Give a man a fish and you feed him for a day; teach him to fish and you feed him for a lifetime. Lao Tzu
This saying has been around for a long time and it’s both practical and profound. The proverb is a philosophy that true leaders practice. This practice is to develop self-sufficiency were there is dependency.
The opportunities for the practice of this philosophy go back as far as early Biblical time. In Old Testament times it was not uncommon to give yourself into servanthood if you found yourself unable to care and provide for yourself or meet your obligations. If you had obligations that you could not meet, you would voluntarily give yourself away in exchange for your unpaiddebt.
Interestingly, Old Testament law required that after 7 years your master was required to offer you a release from your willing servanthood and allow you to go free. When you left your master’s ownership you did not leave in the same condition as you came. The law required that rather than leaving empty-handed you were to be given provisions sufficient for a new start.
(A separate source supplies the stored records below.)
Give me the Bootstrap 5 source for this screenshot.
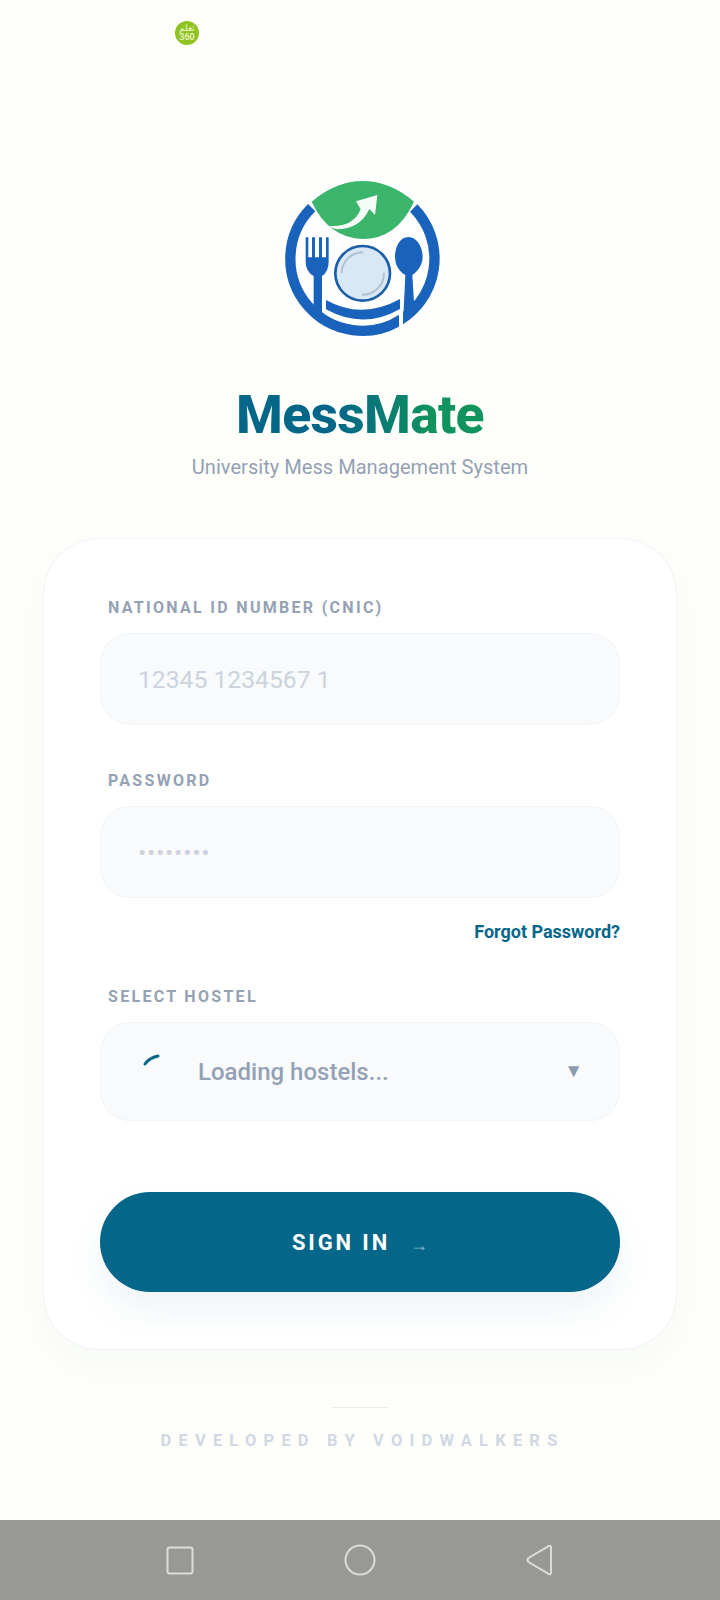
<!DOCTYPE html>
<html lang="en">
<head>
    <meta charset="UTF-8">
    <meta name="viewport" content="width=device-width, initial-scale=1.0">
    <title>MessMate</title>
    <link rel="stylesheet" href="https://cdn.jsdelivr.net/npm/bootstrap@5.3.0/dist/css/bootstrap.min.css">
    <style>
        html, body { height: 100%; }
        body {
            background: #fefffa;
            font-family: Roboto, "Liberation Sans", sans-serif;
            overflow: hidden;
        }
        .screen { height: 1600px; }
        .status-area { height: 140px; padding: 21px 0 0 175px; }
        .status-dot {
            width: 24px;
            height: 24px;
            border-radius: 50%;
            background: #8fc31f;
            color: #eef7d8;
            font-size: 9px;
            line-height: 9px;
            font-weight: 500;
        }
        .logo-svg { display: block; width: 240px; height: 220px; margin: 0 auto; }
        .brand-title {
            font-size: 53.5px;
            font-weight: 800;
            line-height: 60px;
            letter-spacing: -0.7px;
            margin: 25px 0 0;
            background: linear-gradient(90deg, #046689 0%, #046689 40%, #10935c 80%);
            -webkit-background-clip: text;
            background-clip: text;
            color: transparent;
        }
        .brand-sub {
            font-size: 20.1px;
            line-height: 28px;
            color: #94a1b4;
            margin: 8px 0 0;
        }
        .login-card {
            margin: 57px 43px 0;
            width: 634px;
            padding: 57px 56px 57px;
            border: 1px solid #f1f3f5;
            border-radius: 56px;
            box-shadow: 0 16px 40px rgba(30, 60, 90, 0.03);
        }
        .field-label {
            display: block;
            font-size: 16px;
            font-weight: 700;
            line-height: 24px;
            letter-spacing: 2.3px;
            color: #95a2b4;
            margin: 0 0 13px 8px;
        }
        .field-box {
            height: 92px;
            padding: 0 37px;
            background: #f8fafc;
            border: 1px solid #f1f4f7;
            border-radius: 30px;
            font-size: 24.7px;
            color: #334155;
        }
        .field-box::placeholder { color: #cbd4de; opacity: 1; }
        .field-box.pass-box::placeholder { letter-spacing: 0.7px; }
        .field-box:focus { background: #f8fafc; box-shadow: none; border-color: #f1f4f7; }
        .gap-field { margin-bottom: 44px; }
        .forgot-row { margin: 22px 0 40px; line-height: 24px; }
        .forgot-link {
            font-size: 18px;
            font-weight: 700;
            color: #046689;
            text-decoration: none;
        }
        .hostel-box {
            height: 99px;
            padding: 0 36px 0 41px;
            background: #f8fafc;
            border: 1px solid #f1f4f7;
            border-radius: 30px;
        }
        .spin-arc { width: 20px; height: 16px; margin: -24px 36px 0 0; flex: none; }
        .hostel-text { font-size: 24px; font-weight: 500; color: #94a1b4; }
        .hostel-caret { font-size: 19px; color: #8e9bad; }
        .signin-btn {
            height: 100px;
            margin-top: 71px;
            border: 0;
            border-radius: 50px;
            background: #046689;
            color: #fff;
            font-size: 22px;
            font-weight: 700;
            letter-spacing: 2.9px;
            box-shadow: 0 18px 36px rgba(4, 102, 137, 0.07);
        }
        .signin-btn:hover, .signin-btn:active { background: #046689; color: #fff; }
        .signin-arrow { font-size: 18px; font-weight: 400; letter-spacing: 0; color: #8fb6c6; margin: 4px 0 0 20px; }
        .foot-rule { width: 56px; height: 1px; background: #e7ebf0; margin: 57px auto 0; }
        .foot-text {
            font-size: 16.5px;
            font-weight: 700;
            letter-spacing: 7.2px;
            line-height: 24px;
            color: #cfd8e3;
            margin: 21px 0 0;
            padding-left: 5px;
        }
        .nav-strip { height: 80px; margin-top: auto; background: #989994; }
        .nav-strip svg { position: absolute; left: 0; top: 0; }
    </style>
</head>
<body>
    <div class="screen d-flex flex-column">
        <!-- status bar -->
        <div class="status-area">
            <div class="status-dot d-flex flex-column align-items-center justify-content-center text-center">
                <span>تعلم</span><span>360</span>
            </div>
        </div>

        <!-- logo -->
        <svg class="logo-svg" viewBox="0 0 720 660" xmlns="http://www.w3.org/2000/svg" aria-label="MessMate logo">
            <defs>
                <radialGradient id="halo">
                    <stop offset="0.86" stop-color="#ffffff"/>
                    <stop offset="1" stop-color="#ffffff" stop-opacity="0"/>
                </radialGradient>
                <clipPath id="ringLeft"><rect x="0" y="0" width="477" height="660"/></clipPath>
                <clipPath id="ringRight"><rect x="489" y="0" width="231" height="660"/></clipPath>
            </defs>
            <circle cx="367" cy="356" r="272" fill="url(#halo)"/>
            <!-- ring -->
            <g fill="none" stroke="#1a63bd" stroke-width="31">
                <path d="M215 203 A216 216 0 0 0 490 534" clip-path="url(#ringLeft)"/>
                <path d="M521 204 A216 216 0 0 1 470 546" clip-path="url(#ringRight)"/>
            </g>
            <!-- leaf -->
            <path d="M215 185 Q288 123 368 123 Q450 123 522 185 Q470 297 368 297 Q265 293 215 185 Z" fill="#3bb56b"/>
            <path d="M268 258 Q340 262 362 208 L348 184 L412 165 L405 225 L388 207 Q360 268 290 268 Q275 266 268 258 Z" fill="#f4fbf6"/>
            <!-- fork -->
            <path d="M197 292 H205 V352 H216 V292 H225 V352 H237 V292 H246 V352 H258 V292 H266 V365 Q266 395 246 408 V525 H221 V408 Q197 395 197 365 Z" fill="#1a63bd"/>
            <!-- plate -->
            <circle cx="368" cy="400" r="82" fill="#d8e8f7" stroke="#1d5ea8" stroke-width="8"/>
            <path d="M305 400 A63 63 0 0 1 370 337" fill="none" stroke="#b5c2d1" stroke-width="6"/>
            <path d="M432 398 A64 64 0 0 1 366 464" fill="none" stroke="#b5c2d1" stroke-width="6"/>
            <!-- bowl -->
            <path d="M258 480 Q365 540 480 477 V507 Q370 570 258 508 Z" fill="#1a63bd"/>
            <!-- spoon -->
            <path d="M505 291 C530 291 548 320 548 350 C548 378 530 395 517 405 L522 486 L535 500 L489 552 L496 405 C480 395 465 378 465 350 C465 320 480 291 505 291 Z" fill="#1a63bd"/>
        </svg>

        <!-- brand -->
        <div class="text-center">
            <h1 class="brand-title d-inline-block">MessMate</h1>
            <p class="brand-sub">University Mess Management System</p>
        </div>

        <!-- login form -->
        <div class="card login-card bg-white">
            <label class="field-label" for="cnic">NATIONAL ID NUMBER (CNIC)</label>
            <input id="cnic" type="text" class="form-control field-box gap-field" placeholder="12345 1234567 1">

            <label class="field-label" for="pass">PASSWORD</label>
            <input id="pass" type="password" class="form-control field-box pass-box" placeholder="••••••••">
            <div class="forgot-row text-end"><a href="#" class="forgot-link">Forgot Password?</a></div>

            <label class="field-label">SELECT HOSTEL</label>
            <div class="hostel-box d-flex align-items-center">
                <svg class="spin-arc" viewBox="0 0 20 16" xmlns="http://www.w3.org/2000/svg">
                    <path d="M3 12 Q7 6 16 4" fill="none" stroke="#046689" stroke-width="3" stroke-linecap="round"/>
                </svg>
                <span class="hostel-text flex-grow-1">Loading hostels...</span>
                <span class="hostel-caret">▼</span>
            </div>

            <button type="button" class="btn signin-btn w-100 d-flex align-items-center justify-content-center">
                <span>SIGN IN</span><span class="signin-arrow">→</span>
            </button>
        </div>

        <!-- footer -->
        <div class="foot-rule"></div>
        <p class="foot-text text-center">DEVELOPED BY VOIDWALKERS</p>

        <!-- android nav bar -->
        <div class="nav-strip d-flex align-items-center justify-content-center position-relative">
            <svg width="720" height="80" viewBox="0 0 720 80" xmlns="http://www.w3.org/2000/svg">
                <g fill="none" stroke="#dcdcd8" stroke-width="2">
                    <rect x="167.500" y="27.500" width="25" height="26" rx="2"/>
                    <circle cx="360" cy="40" r="14.500"/>
                    <path d="M549 26 Q551 25 551 28 V52 Q551 55 549 54 L528.500 42 Q526.500 40 528.500 38 Z"/>
                </g>
            </svg>
        </div>
    </div>

    <script src="https://cdn.jsdelivr.net/npm/bootstrap@5.3.0/dist/js/bootstrap.bundle.min.js"></script>
</body>
</html>
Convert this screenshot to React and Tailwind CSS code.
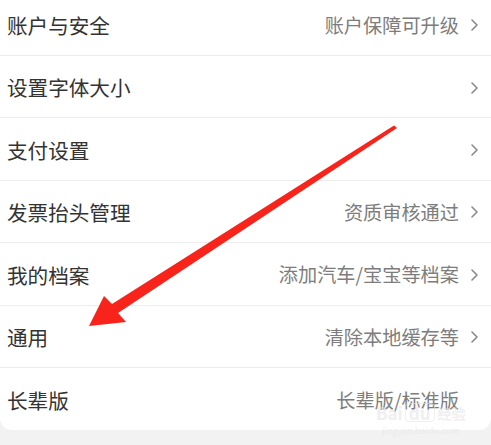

So, while you were under the care and provision of your master you were working on learning and developing new skills that allowed you to contribute to your master’s enterprise. The master cared for you and you added value to your master. And from the value that you created you were cared for. When you left your master, you were not as you arrived – without food,clothing, and knowledge – rather, you leave with clothing, food provisions and a newly practiced set of skills you can use to sustain yourself.
In essence, you were taught to fish, and given a box lunch to hold you over until you caught your own fish.
Applied Teaching Today
Teach a man to fish; there are opportunities for leaders even today. Leaders help people move from dependency to self-confidence and to ultimately become self-sustaining and a self-thinker. Leaders work with people to develop and hone new skills. Leaders help people understand more about how to make good decisions, and helps people find purposes that ignite passion.
The philosophy of a caring leader is to leave a place, environment, or workplace better than you found it; Continuous Improvement of People. This philosophy applies to people in the workplace. The best and most influential leaders understand and practice this philosophy. And it is actually very easy. And you might just enjoy it!
If you are a leader, where are the opportunities to help people around you develop? Do you see them, or have you never really thought about it? Here is a challenge for you: Identify an opportunity to mentor someone and to aid in their development. see if you can “teach them to fish.” You will feel glad when you do! The goal is to make improvements so that things are better after you’ve gone.